Liberman’s letter

Foreign Minister Liberman penned letter to US, UN, EU, Quartet, Russia, calling for PA elections that would oust Abbas.

FM Liberman in the rain near Jordan Valley_390 (photo credit: TOVAH LAZAROFF)
FM Liberman in the rain near Jordan Valley_390
(photo credit: TOVAH LAZAROFF)
In a letter to the Middle East Quartet – the US, UN, EU and Russia – Foreign Minister Avigdor Liberman called for long overdue Palestinian elections that would oust Palestinian Authority President Mahmoud Abbas.
Liberman went on to enumerate a list of positive Israeli gestures toward the PA, which have been answered by the Palestinian leadership with legal and diplomatic warfare, instead of constructive dialogue.
This is not the first time Liberman has blamed Abbas for being an obstacle to peace.

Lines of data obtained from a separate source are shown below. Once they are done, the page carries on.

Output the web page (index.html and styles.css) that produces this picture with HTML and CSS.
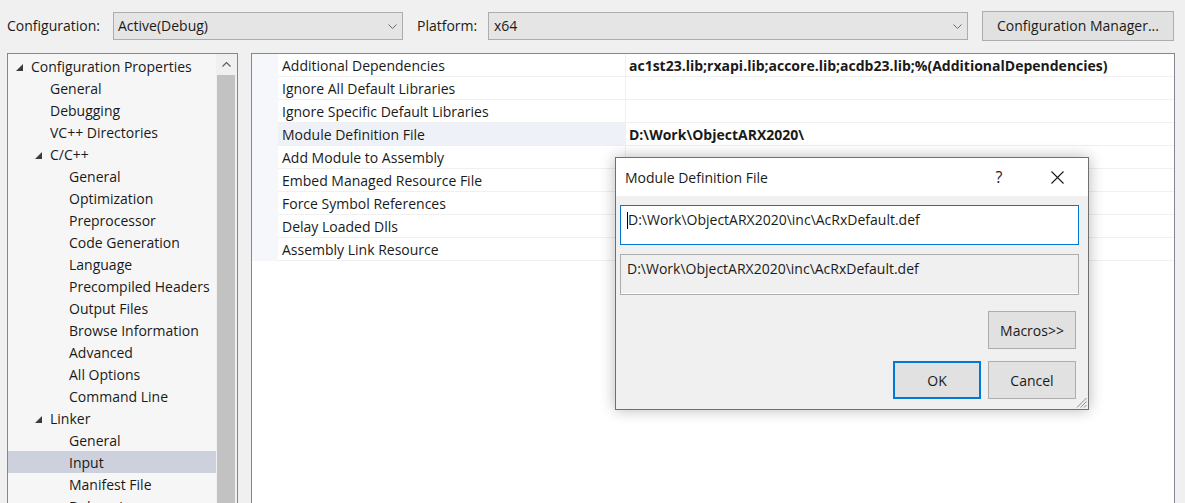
FILE: index.html
```html
<!DOCTYPE html>
<html>
<head>
<meta charset="utf-8">
<title>Property Pages</title>
<link rel="stylesheet" href="styles.css">
</head>
<body>
<div class="toolbar">
  <span class="lbl lbl-config">Configuration:</span>
  <div class="combo combo-config">
    <span>Active(Debug)</span>
    <svg class="chev" width="9" height="5" viewBox="0 0 9 5"><path d="M0.5 0.5 L4.5 4.5 L8.5 0.5" fill="none" stroke="#6a6a6a" stroke-width="1"/></svg>
  </div>
  <span class="lbl lbl-platform">Platform:</span>
  <div class="combo combo-platform">
    <span>x64</span>
    <svg class="chev" width="9" height="5" viewBox="0 0 9 5"><path d="M0.5 0.5 L4.5 4.5 L8.5 0.5" fill="none" stroke="#6a6a6a" stroke-width="1"/></svg>
  </div>
  <button class="btn btn-cfgmgr">Configuration Manager...</button>
</div>

<div class="main">
  <div class="tree">
    <div class="tree-items">
      <div class="node lvl0"><span class="exp"><svg width="7" height="7" viewBox="0 0 7 7"><polygon points="7,0 7,7 0,7" fill="#3c3c3c"/></svg></span>Configuration Properties</div>
      <div class="node lvl1"><span class="exp"></span>General</div>
      <div class="node lvl1"><span class="exp"></span>Debugging</div>
      <div class="node lvl1"><span class="exp"></span>VC++ Directories</div>
      <div class="node lvl1"><span class="exp"><svg width="7" height="7" viewBox="0 0 7 7"><polygon points="7,0 7,7 0,7" fill="#3c3c3c"/></svg></span>C/C++</div>
      <div class="node lvl2"><span class="exp"></span>General</div>
      <div class="node lvl2"><span class="exp"></span>Optimization</div>
      <div class="node lvl2"><span class="exp"></span>Preprocessor</div>
      <div class="node lvl2"><span class="exp"></span>Code Generation</div>
      <div class="node lvl2"><span class="exp"></span>Language</div>
      <div class="node lvl2"><span class="exp"></span>Precompiled Headers</div>
      <div class="node lvl2"><span class="exp"></span>Output Files</div>
      <div class="node lvl2"><span class="exp"></span>Browse Information</div>
      <div class="node lvl2"><span class="exp"></span>Advanced</div>
      <div class="node lvl2"><span class="exp"></span>All Options</div>
      <div class="node lvl2"><span class="exp"></span>Command Line</div>
      <div class="node lvl1"><span class="exp"><svg width="7" height="7" viewBox="0 0 7 7"><polygon points="7,0 7,7 0,7" fill="#3c3c3c"/></svg></span>Linker</div>
      <div class="node lvl2"><span class="exp"></span>General</div>
      <div class="node lvl2 sel"><span class="exp"></span>Input</div>
      <div class="node lvl2"><span class="exp"></span>Manifest File</div>
      <div class="node lvl2"><span class="exp"></span>Debugging</div>
    </div>
    <div class="vscroll">
      <div class="sarrow"><svg width="9" height="5" viewBox="0 0 9 5"><path d="M0.5 4.5 L4.5 0.5 L8.5 4.5" fill="none" stroke="#606060" stroke-width="1.2"/></svg></div>
      <div class="thumb"></div>
    </div>
  </div>

  <div class="grid">
    <div class="prow"><div class="gutter"></div><div class="pname">Additional Dependencies</div><div class="pval">ac1st23.lib;rxapi.lib;accore.lib;acdb23.lib;%(AdditionalDependencies)</div></div>
    <div class="prow"><div class="gutter"></div><div class="pname">Ignore All Default Libraries</div><div class="pval"></div></div>
    <div class="prow"><div class="gutter"></div><div class="pname">Ignore Specific Default Libraries</div><div class="pval"></div></div>
    <div class="prow"><div class="gutter"></div><div class="pname hl">Module Definition File</div><div class="pval">D:\Work\ObjectARX2020\</div></div>
    <div class="prow"><div class="gutter"></div><div class="pname">Add Module to Assembly</div><div class="pval"></div></div>
    <div class="prow"><div class="gutter"></div><div class="pname">Embed Managed Resource File</div><div class="pval"></div></div>
    <div class="prow"><div class="gutter"></div><div class="pname">Force Symbol References</div><div class="pval"></div></div>
    <div class="prow"><div class="gutter"></div><div class="pname">Delay Loaded Dlls</div><div class="pval"></div></div>
    <div class="prow"><div class="gutter"></div><div class="pname">Assembly Link Resource</div><div class="pval"></div></div>
  </div>
</div>

<div class="dialog">
  <div class="dlg-title">
    <span class="dlg-text">Module Definition File</span>
    <span class="dlg-help">?</span>
    <span class="dlg-close"><svg width="13" height="13" viewBox="0 0 13 13"><path d="M0.5 0.5 L12.5 12.5 M12.5 0.5 L0.5 12.5" stroke="#1a1a1a" stroke-width="1.1" fill="none"/></svg></span>
  </div>
  <div class="dlg-body">
    <div class="edit"><span class="caret"></span>D:\Work\ObjectARX2020\inc\AcRxDefault.def</div>
    <div class="preview">D:\Work\ObjectARX2020\inc\AcRxDefault.def</div>
    <div class="btnrow row-macros"><button class="btn dbtn">Macros&gt;&gt;</button></div>
    <div class="btnrow row-ok"><button class="btn dbtn default">OK</button><button class="btn dbtn">Cancel</button></div>
  </div>
  <svg class="grip" width="11" height="11" viewBox="0 0 11 11"><path d="M10.5 1 L1 10.5 M10.5 4.5 L4.5 10.5 M10.5 8 L8 10.5" stroke="#8a8a8a" stroke-width="1" fill="none"/></svg>
</div>
</body>
</html>
```

FILE: styles.css
```css
* { box-sizing: border-box; }

html, body {
  margin: 0;
  padding: 0;
}

body {
  width: 1185px;
  height: 503px;
  overflow: hidden;
  position: relative;
  background: #f0f0f0;
  font-family: "Open Sans", "Noto Sans", sans-serif;
  font-size: 14px;
  color: #1a1a1a;
}

/* ---------- top toolbar ---------- */
.toolbar {
  display: flex;
  align-items: center;
  height: 41px;
  padding: 11px 0 0 7px;
}

.lbl {
  white-space: nowrap;
  padding-bottom: 2px;
}
.lbl-config { width: 106px; }
.lbl-platform { width: 71px; margin-left: 14px; }

.combo {
  height: 28px;
  display: flex;
  align-items: center;
  justify-content: space-between;
  padding: 0 5px 2px 4px;
  background: #e5e5e5;
  border: 1px solid #acacac;
}
.combo .chev { margin-top: 2px; }
.combo-config { width: 290px; }
.combo-platform { width: 480px; padding-left: 5px; }

.btn {
  font: inherit;
  color: #1a1a1a;
  background: #e1e1e1;
  border: 1px solid #adadad;
  padding: 0;
  margin: 0;
}

.btn-cfgmgr {
  width: 192px;
  height: 30px;
  margin-left: 14px;
  padding-bottom: 2px;
}

/* ---------- main area ---------- */
.main {
  display: flex;
  gap: 13px;
  margin: 12px 0 0 7px;
  height: 460px;
}

.tree {
  width: 231px;
  flex: none;
  display: flex;
  border: 1px solid #828790;
  background: #f6f6f6;
}

.tree-items {
  width: 208px;
  overflow: hidden;
  padding-top: 1px;
}

.node {
  height: 22px;
  padding-top: 2px;
  line-height: 20px;
  display: flex;
  align-items: center;
  white-space: nowrap;
}
.lvl0 { padding-left: 8px; }
.lvl1 { padding-left: 27px; }
.lvl2 { padding-left: 46px; }
.node.sel { background: #cdd0dd; }

.exp {
  width: 15px;
  flex: none;
  display: flex;
  align-items: center;
}

.vscroll {
  width: 21px;
  flex: none;
  display: flex;
  flex-direction: column;
  background: #f0f0f0;
}
.sarrow {
  height: 21px;
  display: flex;
  align-items: center;
  justify-content: center;
}
.thumb {
  flex: 1;
  background: #c2c2c2;
  margin: 0 2px 0 1px;
}

.grid {
  width: 924px;
  flex: none;
  border: 1px solid #828790;
  background: #ffffff;
}

.prow {
  display: flex;
  height: 23px;
  line-height: 20px;
  white-space: nowrap;
}
.gutter {
  width: 26px;
  flex: none;
  background: #f5f7fa;
}
.pname {
  width: 348px;
  flex: none;
  padding: 2px 0 0 4px;
  border-bottom: 1px solid #f0f0f0;
  border-right: 1px solid #f0f0f0;
}
.pname.hl { background: #eef2f8; }
.pval {
  flex: 1;
  padding: 2px 0 0 3px;
  font-weight: 700;
  border-bottom: 1px solid #f0f0f0;
}

/* ---------- dialog ---------- */
.dialog {
  position: absolute;
  left: 615px;
  top: 157px;
  width: 474px;
  height: 253px;
  border: 1px solid #707070;
  background: #f0f0f0;
  box-shadow: 0 0 14px rgba(0, 0, 0, 0.28);
}

.dlg-title {
  height: 38px;
  display: flex;
  align-items: center;
  padding-left: 9px;
  background: #ffffff;
}
.dlg-text { flex: 1; }
.dlg-help {
  width: 46px;
  text-align: center;
  font-size: 16px;
}
.dlg-close {
  width: 46px;
  margin: 0 8px 0 12px;
  display: flex;
  justify-content: center;
}

.dlg-body {
  padding: 9px 9px 0 4px;
}

.edit {
  height: 40px;
  padding: 3px 6px 0;
  line-height: 22px;
  background: #ffffff;
  border: 1px solid #0078d7;
  white-space: nowrap;
}
.caret {
  display: inline-block;
  width: 1px;
  height: 17px;
  background: #000;
  vertical-align: -4px;
}

.preview {
  height: 41px;
  margin-top: 9px;
  padding: 3px 6px 0;
  line-height: 22px;
  border: 1px solid #adadad;
  box-shadow: inset 0 -1px 0 #ffffff;
  white-space: nowrap;
}

.btnrow {
  display: flex;
  justify-content: flex-end;
  gap: 7px;
  margin-right: 3px;
}
.row-macros { margin-top: 16px; }
.row-ok { margin-top: 12px; }

.dbtn {
  width: 88px;
  height: 38px;
}
.dbtn.default { border: 2px solid #0078d7; }

.grip {
  position: absolute;
  right: 1px;
  bottom: 1px;
}
```
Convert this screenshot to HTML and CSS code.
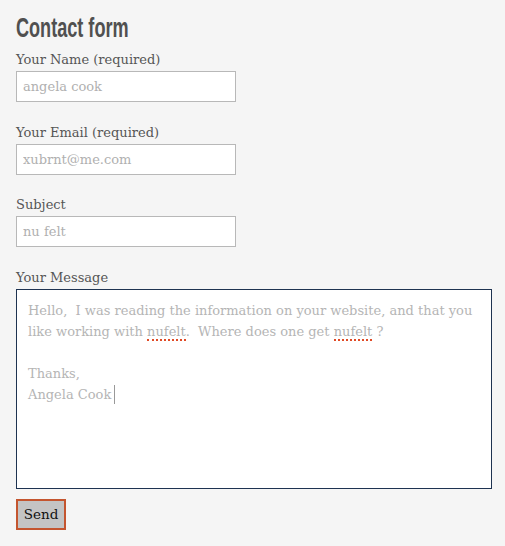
FILE: index.html
```html
<!DOCTYPE html>
<html lang="en">
<head>
    <meta charset="UTF-8">
    <meta name="viewport" content="width=device-width, initial-scale=1.0">
    <title>Contact form</title>
    <link rel="stylesheet" href="styles.css">
</head>
<body>
    <div class="page">
        <h1><span>Contact form</span></h1>
        <form class="contact-form">
            <div class="field">
                <label for="name">Your Name (required)</label>
                <input type="text" id="name" placeholder="angela cook">
            </div>
            <div class="field">
                <label for="email">Your Email (required)</label>
                <input type="text" id="email" placeholder="xubrnt@me.com">
            </div>
            <div class="field">
                <label for="subject">Subject</label>
                <input type="text" id="subject" placeholder="nu felt">
            </div>
            <div class="field last">
                <label>Your Message</label>
                <!-- textarea with focus + spellcheck marks -->
                <div class="message">
                    <p>Hello,&nbsp; I was reading the information on your website, and that you like working with <span class="typo">nufelt</span>.&nbsp; Where does one get <span class="typo">nufelt</span> ?</p>
                    <p>&nbsp;</p>
                    <p>Thanks,</p>
                    <p>Angela Cook<span class="caret"></span></p>
                </div>
            </div>
            <button type="button" class="send-btn">Send</button>
        </form>
    </div>
</body>
</html>
```

FILE: styles.css
```css
* {
    margin: 0;
    padding: 0;
    box-sizing: border-box;
}
body {
    background-color: #f5f5f5;
    color: #555;
    font-family: "DejaVu Serif", serif;
}
.page {
    padding: 12px 14px 16px 16px;
}
h1 {
    font-family: "Liberation Sans", sans-serif;
    font-weight: bold;
    font-size: 27px;
    line-height: 32px;
    color: #505050;
    margin-bottom: 6px;
}
h1 span {
    display: inline-block;
    transform: scaleX(0.67);
    transform-origin: left center;
}
.field {
    margin-bottom: 20.67px;
}
.field.last {
    margin-bottom: 10px;
}
label {
    display: block;
    font-size: 13px;
    line-height: 20px;
    margin-bottom: 1px;
}
input {
    display: block;
    width: 220px;
    height: 31px;
    padding: 0 6px;
    border: 1px solid #b8b8b8;
    background: white;
    font-family: "DejaVu Serif", serif;
    font-size: 13px;
    color: #555;
}
input::placeholder {
    color: #b0b0b0;
}
.message {
    width: 476px;
    height: 200px;
    border: 1px solid #1e3351;
    background: white;
    padding: 10px 11px;
    font-size: 13px;
    line-height: 21px;
    color: #b5b5b5;
}
.typo {
    border-bottom: 2px dotted #e04a26;
}
.caret {
    display: inline-block;
    width: 1px;
    height: 19px;
    margin-left: 3px;
    vertical-align: -5px;
    background: #999;
}
.send-btn {
    display: block;
    width: 50px;
    height: 31px;
    background: #c4c4c4;
    border: 2px solid #c4552f;
    font-family: "DejaVu Serif", serif;
    font-size: 13.5px;
    color: #111;
    cursor: pointer;
}
```
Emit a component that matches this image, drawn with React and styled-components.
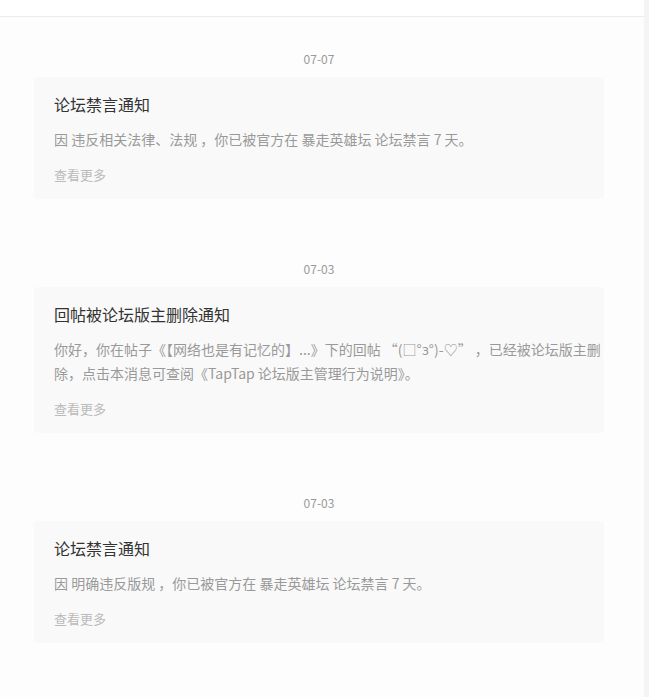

Earlier this month, during a meeting with Australian Foreign Minister Bob Carr, Liberman stated: “There will be neither diplomatic progress nor an accord with the Palestinians as long as [Abbas] remains in power.”
However, the letter to the Quartet – apparently timed to preempt a new round of diplomatic pressure on Israel expected after the summer – has received more media attention than his past statements, probably because this time Liberman’s critique of Palestinian leadership was put down in writing and sent to the Quartet.
And Liberman has a point. Over the past few months, Israel has taken significant steps to warm relations with the Palestinians – steps that have not been reciprocated.
A particularly blatant example of how the Palestinians have rejected Israeli goodwill was provided on Tuesday.
The same day Prime Minister Binyamin Netanyahu, Netanyahu’s special envoy Yitzhak Molcho and Defense Minister Ehud Barak spoke by phone with Abbas, as part of an attempt to reach out to the Palestinians after the Id al-Fitr holiday, the PA president launched a diatribe rejecting the Jewish connection to Jerusalem and the Temple Mount. Israeli excavation work in Jerusalem “will not undermine the fact that the city will forever be Arabic, Islamic and Christian,” Abbas said.
The PA president seemed bent on finding an excuse to bash Israel on the highly sensitive subject of Jerusalem. And he found it.
Apparently, Tuesday was the 43rd anniversary of the attempt by a deranged Australian Christian – Denis Michael Rohan – to set fire to al-Aksa Mosque. Though the attack can certainly not be blamed on Israel or Israelis, Abbas unearthed the unfortunate incident to the revisit the preposterous claim, articulated on numerous occasions by various PA leaders, including Abbas’s late predecessor, Yasser Arafat, that the Jewish people has no ties to Jerusalem and the Temple Mount.
Unfortunately, Liberman’s suggested solution – holding Palestinian elections in the West Bank and the Gaza Strip – is unlikely to change the situation. The problem is not only the flaws in Abbas’s leadership. The problem is also with the majority of Palestinians who support him.
According to a poll conducted at the end of June by the Palestinian Center for Policy and Survey Research, 49 percent of Palestinians living in the West Bank and the Gaza Strip said they would have voted for Abbas as president if he ran against Ismail Haniyeh, who would have received 44%. No other candidate besides the jailed terrorist Marwan Barghouti is more popular than Abbas. In parliamentary elections, 40% said they would have voted for Abbas’s Fatah party, while just 29% said they would have voted for its rival, Hamas, which controls Gaza.
Abbas’s policies are also popular among his people. Some 73% of those surveyed said they supported the PA’s decision to turn to the UN for international recognition of Palestinian statehood within the entire territory of the West Bank and east Jerusalem. And 58% supported a unilateral declaration of statehood. Nonviolent popular resistance was supported by 57%. Just 49% supported a two-state solution achieved through dialogue. (A surprising 37% supported launching an armed intifada.)
Liberman might be right that Abbas is an obstacle to peace. But, regrettably, Abbas is just a reflection of public opinion on the Palestinian street. Until that public opinion reconciles itself to living in peace alongside a Jewish and democratic Israel, the resolution of the conflict will remain unattainable. A strong leader, such as South Africa’s former president Nelson Mandela, has to lead his followers away from violence and toward peaceful reconciliation, rather than allow himself to be dragged along by his people.